Material provided
::::::::
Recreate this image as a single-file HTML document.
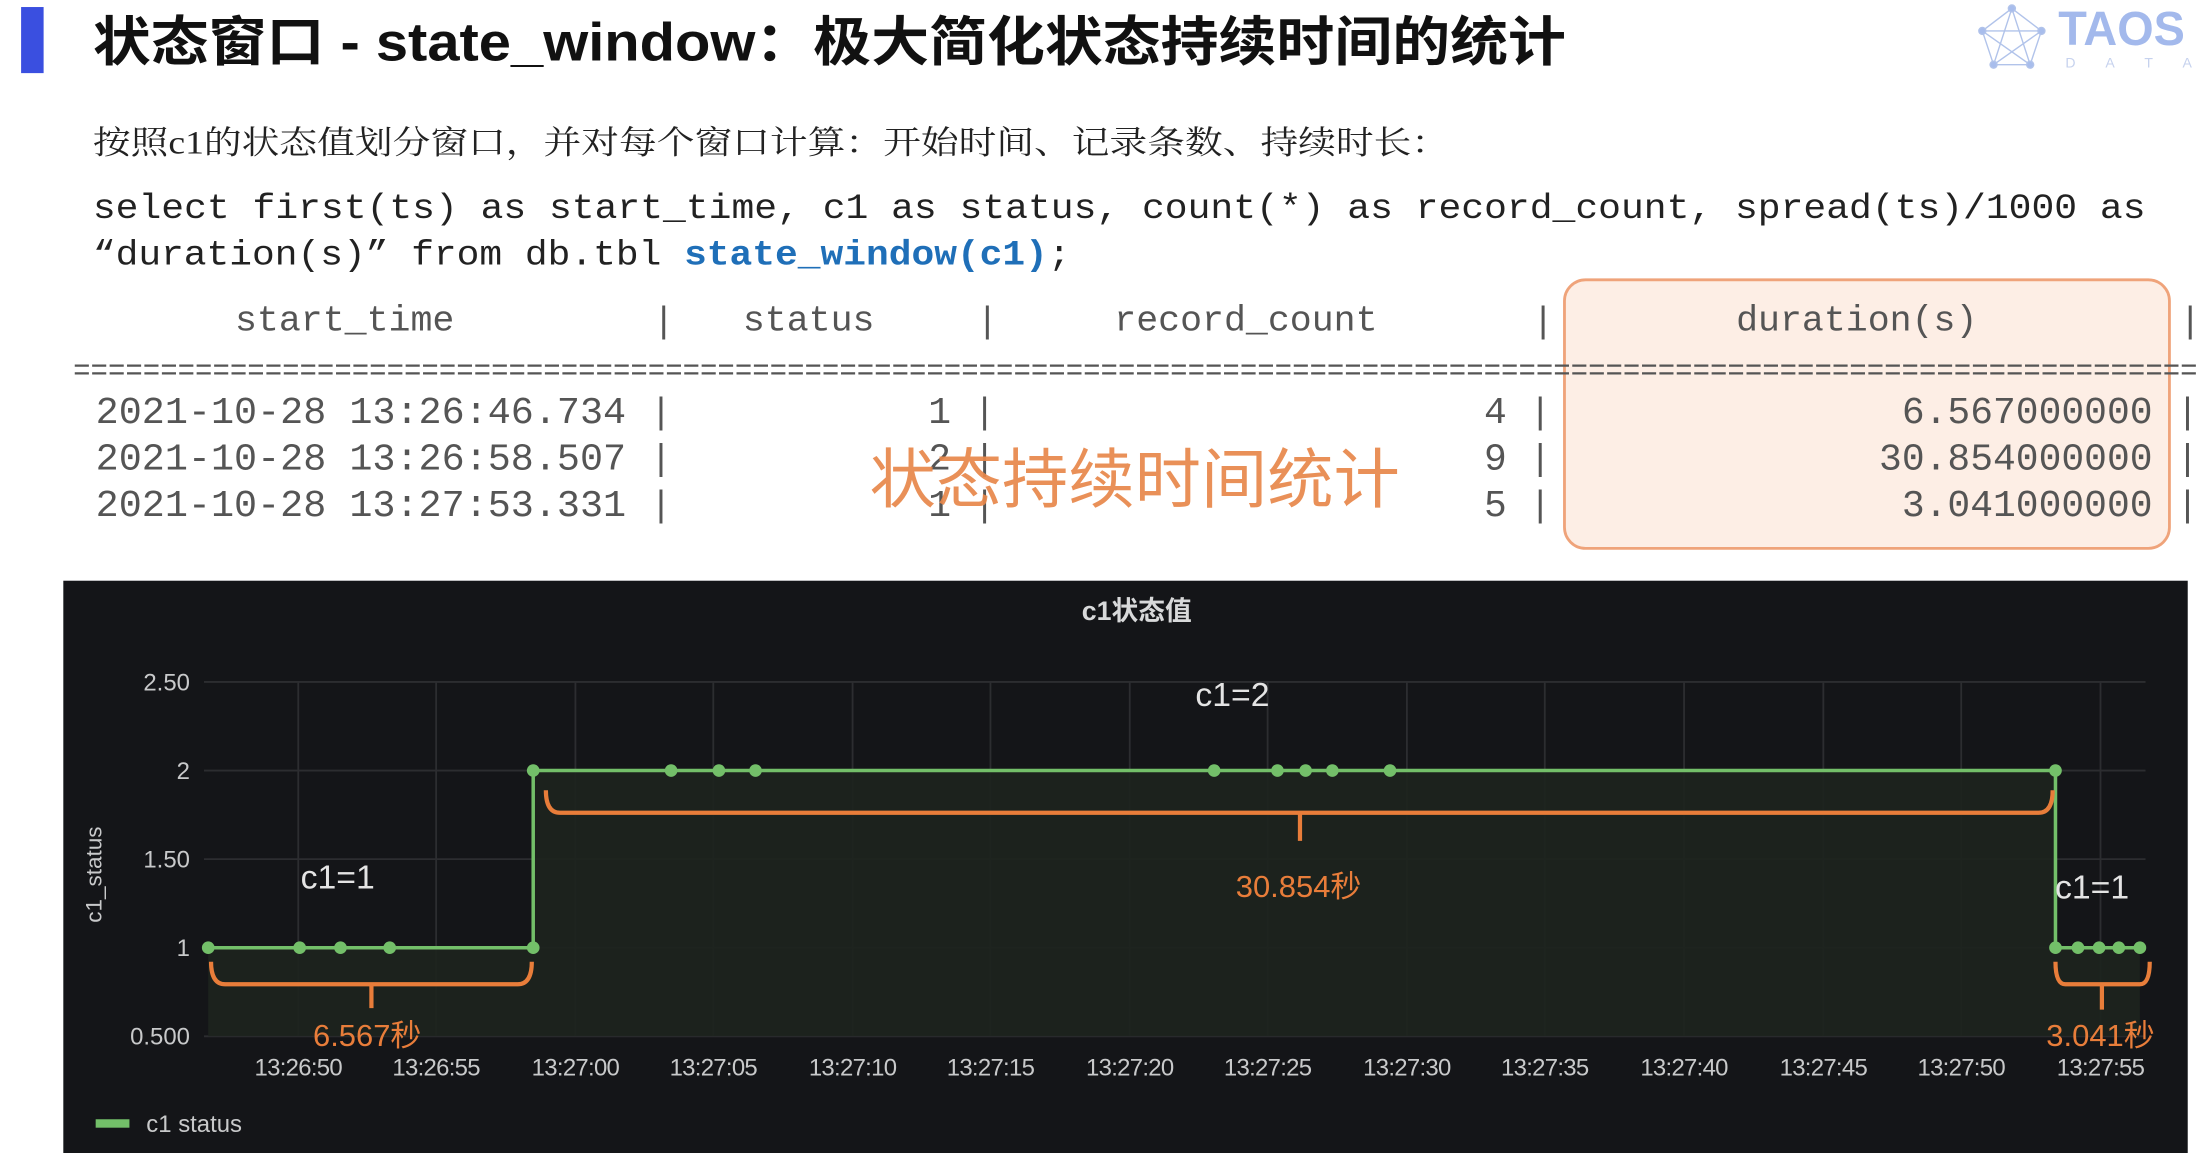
<!DOCTYPE html>
<html><head><meta charset="utf-8"><style>
html,body{margin:0;padding:0;background:#fff;width:2206px;height:1160px;overflow:hidden}
#w{position:absolute;left:0;top:0;width:1568px;height:825px;transform:scale(1.4069,1.4061);transform-origin:0 0}
</style></head><body><div id="w">
<svg width="1568" height="825" viewBox="0 0 1568 825" xmlns="http://www.w3.org/2000/svg">
<rect x="15" y="5" width="16" height="47" fill="#3a4fe0"/>
<text x="66" y="43" font-family="Liberation Sans,Noto Sans CJK SC,sans-serif" font-size="38" font-weight="bold" fill="#111" textLength="1047" lengthAdjust="spacingAndGlyphs">状态窗口 - state_window：极大简化状态持续时间的统计</text>
<!-- logo -->
<g stroke="#a9bde8" stroke-width="1" fill="#9fb6ea" opacity="0.9">
<polygon points="1430,6 1451,22 1443,46 1417,46 1409,22" fill="none"/>
<polyline points="1430,6 1443,46 1409,22 1451,22 1417,46 1430,6" fill="none"/>
<circle cx="1430" cy="6" r="2.5"/><circle cx="1451" cy="22" r="2.5"/><circle cx="1443" cy="46" r="2.5"/><circle cx="1417" cy="46" r="2.5"/><circle cx="1409" cy="22" r="2.5"/>
</g>
<text x="1463" y="32" font-family="Liberation Sans,sans-serif" font-size="34" font-weight="bold" fill="#a3b9ec" textLength="90" lengthAdjust="spacingAndGlyphs">TAOS</text>
<text x="1468" y="48" font-family="Liberation Sans,sans-serif" font-size="10" fill="#c6d2ee" textLength="90" lengthAdjust="spacing">D A T A</text>

<text x="66" y="109" font-family="Liberation Serif,Noto Serif CJK SC,serif" font-size="23" fill="#222" textLength="964" lengthAdjust="spacingAndGlyphs">按照c1的状态值划分窗口，并对每个窗口计算：开始时间、记录条数、持续时长：</text>
<g font-family="Liberation Mono,monospace" font-size="25" fill="#222">
<text x="66" y="155" textLength="1459" lengthAdjust="spacingAndGlyphs">select first(ts) as start_time, c1 as status, count(*) as record_count, spread(ts)/1000 as</text>
<text x="66" y="188" textLength="695" lengthAdjust="spacingAndGlyphs">“duration(s)” from db.tbl <tspan fill="#1f6fb8" font-weight="bold">state_window(c1)</tspan>;</text>
</g>
<rect x="1112" y="199" width="430" height="191" rx="15" fill="#fdeee5" stroke="#efa37a" stroke-width="2"/>
<g font-family="Liberation Mono,monospace" font-size="26" fill="#555">
<text x="167" y="235">start_time</text>
<text x="528" y="235">status</text>
<text x="792" y="235">record_count</text>
<text x="1234" y="235">duration(s)</text>
<text x="464" y="236">|</text><text x="694" y="236">|</text><text x="1089" y="236">|</text><text x="1549" y="236">|</text>
<text x="52" y="270" font-size="22" textLength="1510" lengthAdjust="spacingAndGlyphs">==========================================================================================================================</text>
<g font-size="27">
<text x="68" y="301" textLength="377" lengthAdjust="spacingAndGlyphs">2021-10-28 13:26:46.734</text>
<text x="68" y="334" textLength="377" lengthAdjust="spacingAndGlyphs">2021-10-28 13:26:58.507</text>
<text x="68" y="367" textLength="377" lengthAdjust="spacingAndGlyphs">2021-10-28 13:27:53.331</text>
<text x="676" y="301" text-anchor="end">1</text><text x="676" y="334" text-anchor="end">2</text><text x="676" y="367" text-anchor="end">1</text>
<text x="1071" y="301" text-anchor="end">4</text><text x="1071" y="334" text-anchor="end">9</text><text x="1071" y="367" text-anchor="end">5</text>
<text x="1530" y="301" text-anchor="end">6.567000000</text><text x="1530" y="334" text-anchor="end">30.854000000</text><text x="1530" y="367" text-anchor="end">3.041000000</text>
<g font-size="26"><text x="462" y="301">|</text><text x="462" y="334">|</text><text x="462" y="367">|</text>
<text x="692" y="301">|</text><text x="692" y="334">|</text><text x="692" y="367">|</text>
<text x="1087" y="301">|</text><text x="1087" y="334">|</text><text x="1087" y="367">|</text>
<text x="1547" y="301">|</text><text x="1547" y="334">|</text><text x="1547" y="367">|</text></g>
</g></g>
<text x="618" y="357" font-family="Noto Sans CJK SC,sans-serif" font-size="46" fill="#e8874a" opacity="0.92" textLength="377" lengthAdjust="spacingAndGlyphs">状态持续时间统计</text>

<!-- chart -->
<rect x="45" y="413" width="1510" height="407" fill="#141518"/>
<text x="808" y="441" text-anchor="middle" font-family="Liberation Sans,Noto Sans CJK SC,sans-serif" font-size="19" font-weight="bold" fill="#d8d9da">c1状态值</text>
<g stroke="#2c2d30" stroke-width="1.3">
<line x1="145" y1="485" x2="1525" y2="485"/><line x1="145" y1="548" x2="1525" y2="548"/><line x1="145" y1="611" x2="1525" y2="611"/><line x1="145" y1="674" x2="1525" y2="674"/><line x1="145" y1="737" x2="1525" y2="737"/>
<line x1="212" y1="485" x2="212" y2="737"/><line x1="310" y1="485" x2="310" y2="737"/><line x1="409" y1="485" x2="409" y2="737"/><line x1="507" y1="485" x2="507" y2="737"/><line x1="606" y1="485" x2="606" y2="737"/><line x1="704" y1="485" x2="704" y2="737"/><line x1="803" y1="485" x2="803" y2="737"/><line x1="901" y1="485" x2="901" y2="737"/><line x1="1000" y1="485" x2="1000" y2="737"/><line x1="1098" y1="485" x2="1098" y2="737"/><line x1="1197" y1="485" x2="1197" y2="737"/><line x1="1296" y1="485" x2="1296" y2="737"/><line x1="1394" y1="485" x2="1394" y2="737"/><line x1="1493" y1="485" x2="1493" y2="737"/>
</g>
<g font-family="Liberation Sans,sans-serif" font-size="17" fill="#c8c9ca" text-anchor="end">
<text x="135" y="491">2.50</text><text x="135" y="554">2</text><text x="135" y="617">1.50</text><text x="135" y="680">1</text><text x="135" y="743">0.500</text>
</g>
<g font-family="Liberation Sans,sans-serif" font-size="17" fill="#c8c9ca" text-anchor="middle" letter-spacing="-0.5">
<text x="212" y="765">13:26:50</text><text x="310" y="765">13:26:55</text><text x="409" y="765">13:27:00</text><text x="507" y="765">13:27:05</text><text x="606" y="765">13:27:10</text><text x="704" y="765">13:27:15</text><text x="803" y="765">13:27:20</text><text x="901" y="765">13:27:25</text><text x="1000" y="765">13:27:30</text><text x="1098" y="765">13:27:35</text><text x="1197" y="765">13:27:40</text><text x="1296" y="765">13:27:45</text><text x="1394" y="765">13:27:50</text><text x="1493" y="765">13:27:55</text>
</g>
<text transform="translate(72,622) rotate(-90)" text-anchor="middle" font-family="Liberation Sans,sans-serif" font-size="16" fill="#c8c9ca">c1_status</text>
<polygon points="148,674 379,674 379,548 1461,548 1461,674 1521,674 1521,737 148,737" fill="#1d231e" opacity="0.9"/>
<polyline points="148,674 379,674 379,548 1461,548 1461,674 1521,674" fill="none" stroke="#73bf69" stroke-width="2.5"/>
<g fill="#73bf69">
<circle cx="148" cy="674" r="4.5"/><circle cx="213" cy="674" r="4.5"/><circle cx="242" cy="674" r="4.5"/><circle cx="277" cy="674" r="4.5"/><circle cx="379" cy="674" r="4.5"/>
<circle cx="379" cy="548" r="4.5"/><circle cx="477" cy="548" r="4.5"/><circle cx="511" cy="548" r="4.5"/><circle cx="537" cy="548" r="4.5"/><circle cx="863" cy="548" r="4.5"/><circle cx="908" cy="548" r="4.5"/><circle cx="928" cy="548" r="4.5"/><circle cx="947" cy="548" r="4.5"/><circle cx="988" cy="548" r="4.5"/><circle cx="1461" cy="548" r="4.5"/>
<circle cx="1461" cy="674" r="4.5"/><circle cx="1477" cy="674" r="4.5"/><circle cx="1492" cy="674" r="4.5"/><circle cx="1506" cy="674" r="4.5"/><circle cx="1521" cy="674" r="4.5"/>
</g>
<g fill="none" stroke="#e87d3a" stroke-width="3">
<path d="M150,684 Q150,700 160,700 L368,700 Q378,700 378,684 M264,700 L264,717"/>
<path d="M388,562 Q388,578 398,578 L1449,578 Q1459,578 1459,562 M924,578 L924,598"/>
<path d="M1461,684 Q1461,700 1468,700 L1521,700 Q1528,700 1528,684 M1494,700 L1494,718"/>
</g>
<g font-family="Liberation Sans,Noto Sans CJK SC,sans-serif" font-size="22" fill="#e87d3a" text-anchor="middle">
<text x="261" y="744">6.567秒</text><text x="923" y="638">30.854秒</text><text x="1493" y="744">3.041秒</text>
</g>
<g font-family="Liberation Sans,sans-serif" font-size="24" fill="#e4e4e4" text-anchor="middle">
<text x="240" y="632">c1=1</text><text x="876" y="502">c1=2</text><text x="1487" y="639">c1=1</text>
</g>
<rect x="68" y="796" width="24" height="6" fill="#73bf69"/>
<text x="104" y="805" font-family="Liberation Sans,sans-serif" font-size="17" fill="#c8c9ca">c1 status</text>
</svg>
</div></body></html>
::::::::
Given exercise
Omitting all pictures, restate exactly the lines of the material from its start through the line that contains "A T A</text>".

Problem solution
Recreate this image as a single-file HTML document.
<!DOCTYPE html>
<html><head><meta charset="utf-8"><style>
html,body{margin:0;padding:0;background:#fff;width:2206px;height:1160px;overflow:hidden}
#w{position:absolute;left:0;top:0;width:1568px;height:825px;transform:scale(1.4069,1.4061);transform-origin:0 0}
</style></head><body><div id="w">
<svg width="1568" height="825" viewBox="0 0 1568 825" xmlns="http://www.w3.org/2000/svg">
<rect x="15" y="5" width="16" height="47" fill="#3a4fe0"/>
<text x="66" y="43" font-family="Liberation Sans,Noto Sans CJK SC,sans-serif" font-size="38" font-weight="bold" fill="#111" textLength="1047" lengthAdjust="spacingAndGlyphs">状态窗口 - state_window：极大简化状态持续时间的统计</text>
<!-- logo -->
<g stroke="#a9bde8" stroke-width="1" fill="#9fb6ea" opacity="0.9">
<polygon points="1430,6 1451,22 1443,46 1417,46 1409,22" fill="none"/>
<polyline points="1430,6 1443,46 1409,22 1451,22 1417,46 1430,6" fill="none"/>
<circle cx="1430" cy="6" r="2.5"/><circle cx="1451" cy="22" r="2.5"/><circle cx="1443" cy="46" r="2.5"/><circle cx="1417" cy="46" r="2.5"/><circle cx="1409" cy="22" r="2.5"/>
</g>
<text x="1463" y="32" font-family="Liberation Sans,sans-serif" font-size="34" font-weight="bold" fill="#a3b9ec" textLength="90" lengthAdjust="spacingAndGlyphs">TAOS</text>
<text x="1468" y="48" font-family="Liberation Sans,sans-serif" font-size="10" fill="#c6d2ee" textLength="90" lengthAdjust="spacing">D A T A</text>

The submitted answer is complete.